[begin DATA EXCERPTS]

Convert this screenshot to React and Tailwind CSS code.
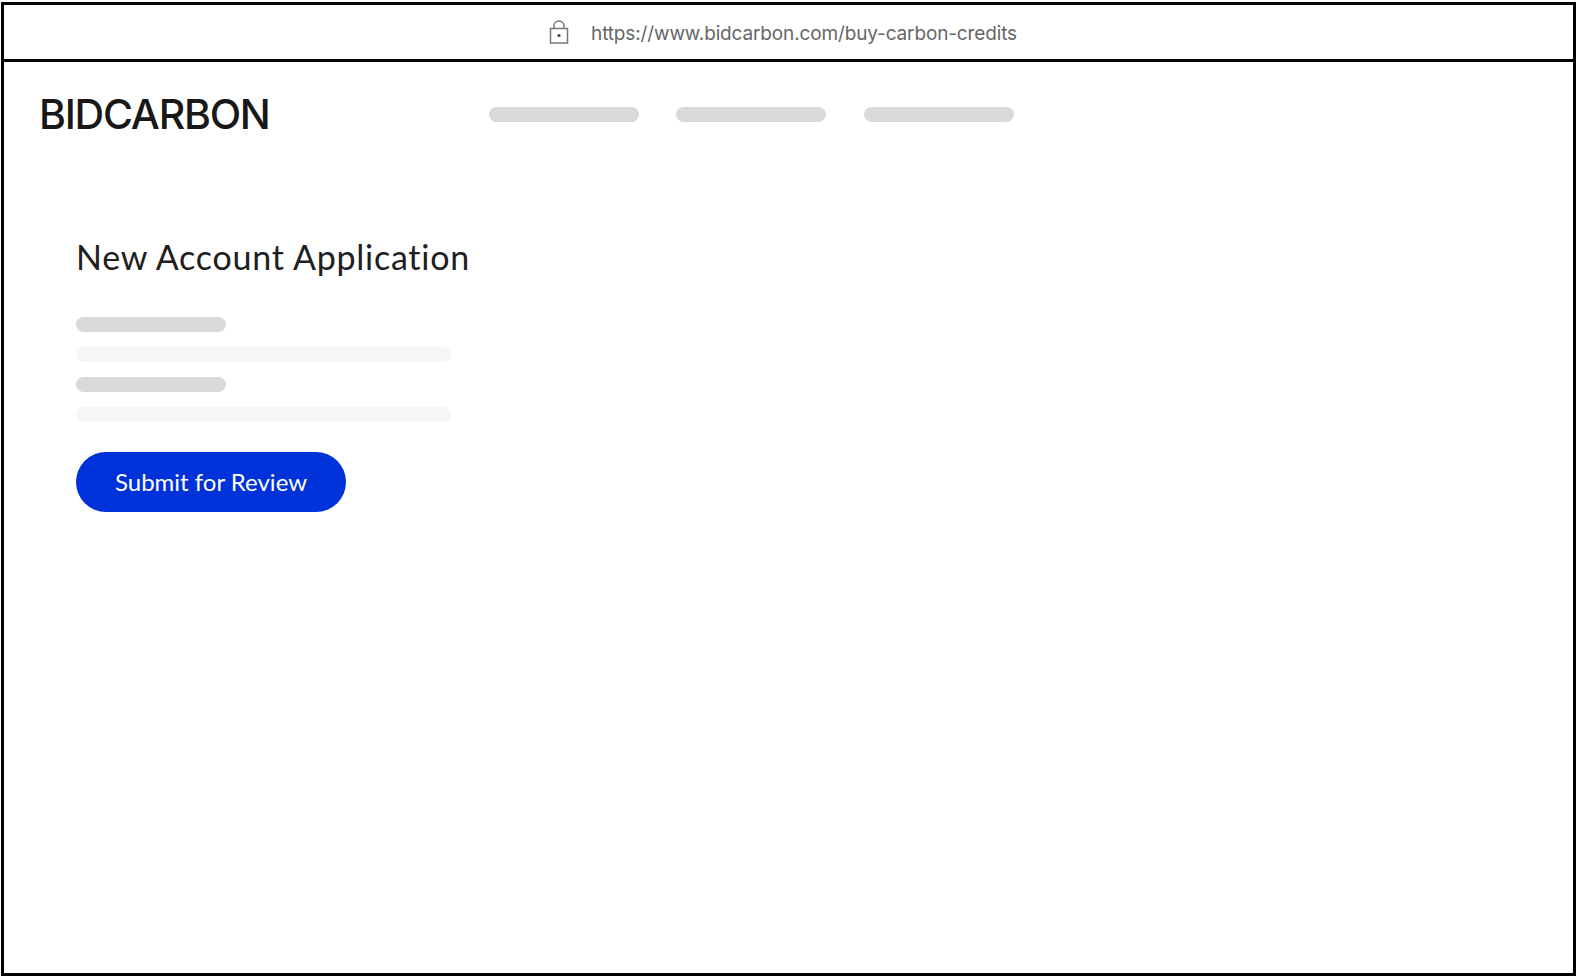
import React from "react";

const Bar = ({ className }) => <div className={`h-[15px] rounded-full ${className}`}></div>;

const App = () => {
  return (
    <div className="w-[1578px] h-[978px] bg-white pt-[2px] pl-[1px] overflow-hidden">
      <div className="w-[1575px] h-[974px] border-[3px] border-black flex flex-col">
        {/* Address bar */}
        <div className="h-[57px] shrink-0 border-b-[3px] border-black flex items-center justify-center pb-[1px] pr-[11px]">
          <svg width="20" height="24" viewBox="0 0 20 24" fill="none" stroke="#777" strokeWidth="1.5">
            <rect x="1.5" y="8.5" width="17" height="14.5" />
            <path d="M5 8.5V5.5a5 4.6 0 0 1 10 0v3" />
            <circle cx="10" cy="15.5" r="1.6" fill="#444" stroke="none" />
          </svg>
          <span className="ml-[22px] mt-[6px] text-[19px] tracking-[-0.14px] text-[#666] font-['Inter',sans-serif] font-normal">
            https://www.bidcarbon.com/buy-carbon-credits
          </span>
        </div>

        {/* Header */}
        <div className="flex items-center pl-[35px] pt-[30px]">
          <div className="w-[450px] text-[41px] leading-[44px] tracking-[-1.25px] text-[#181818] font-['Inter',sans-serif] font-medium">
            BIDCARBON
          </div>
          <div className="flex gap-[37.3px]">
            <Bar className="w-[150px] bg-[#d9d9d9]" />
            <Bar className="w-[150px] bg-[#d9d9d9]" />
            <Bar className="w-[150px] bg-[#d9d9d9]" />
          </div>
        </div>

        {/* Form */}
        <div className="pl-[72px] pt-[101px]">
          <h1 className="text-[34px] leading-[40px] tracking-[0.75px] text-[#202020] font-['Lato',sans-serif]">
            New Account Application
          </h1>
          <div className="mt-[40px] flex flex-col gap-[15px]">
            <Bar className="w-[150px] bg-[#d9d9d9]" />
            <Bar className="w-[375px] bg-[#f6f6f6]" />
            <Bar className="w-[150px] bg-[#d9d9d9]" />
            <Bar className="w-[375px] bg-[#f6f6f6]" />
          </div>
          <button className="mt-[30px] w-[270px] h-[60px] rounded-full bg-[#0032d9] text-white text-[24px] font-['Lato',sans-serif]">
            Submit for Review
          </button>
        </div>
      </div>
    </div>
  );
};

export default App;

[end DATA EXCERPTS]
[begin DATA EXCERPTS]

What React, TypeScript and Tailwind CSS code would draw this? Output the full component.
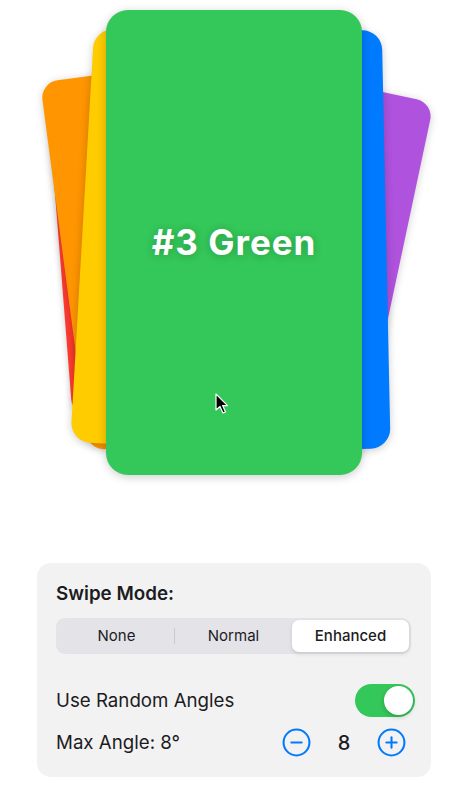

[end DATA EXCERPTS]

> _WHAT IS NEEDED_
Check each line of the entries above for the word "code". List the ones that have it.

> _TASK RESPONSE_
Convert this screenshot to React and Tailwind CSS code.
What React, TypeScript and Tailwind CSS code would draw this? Output the full component.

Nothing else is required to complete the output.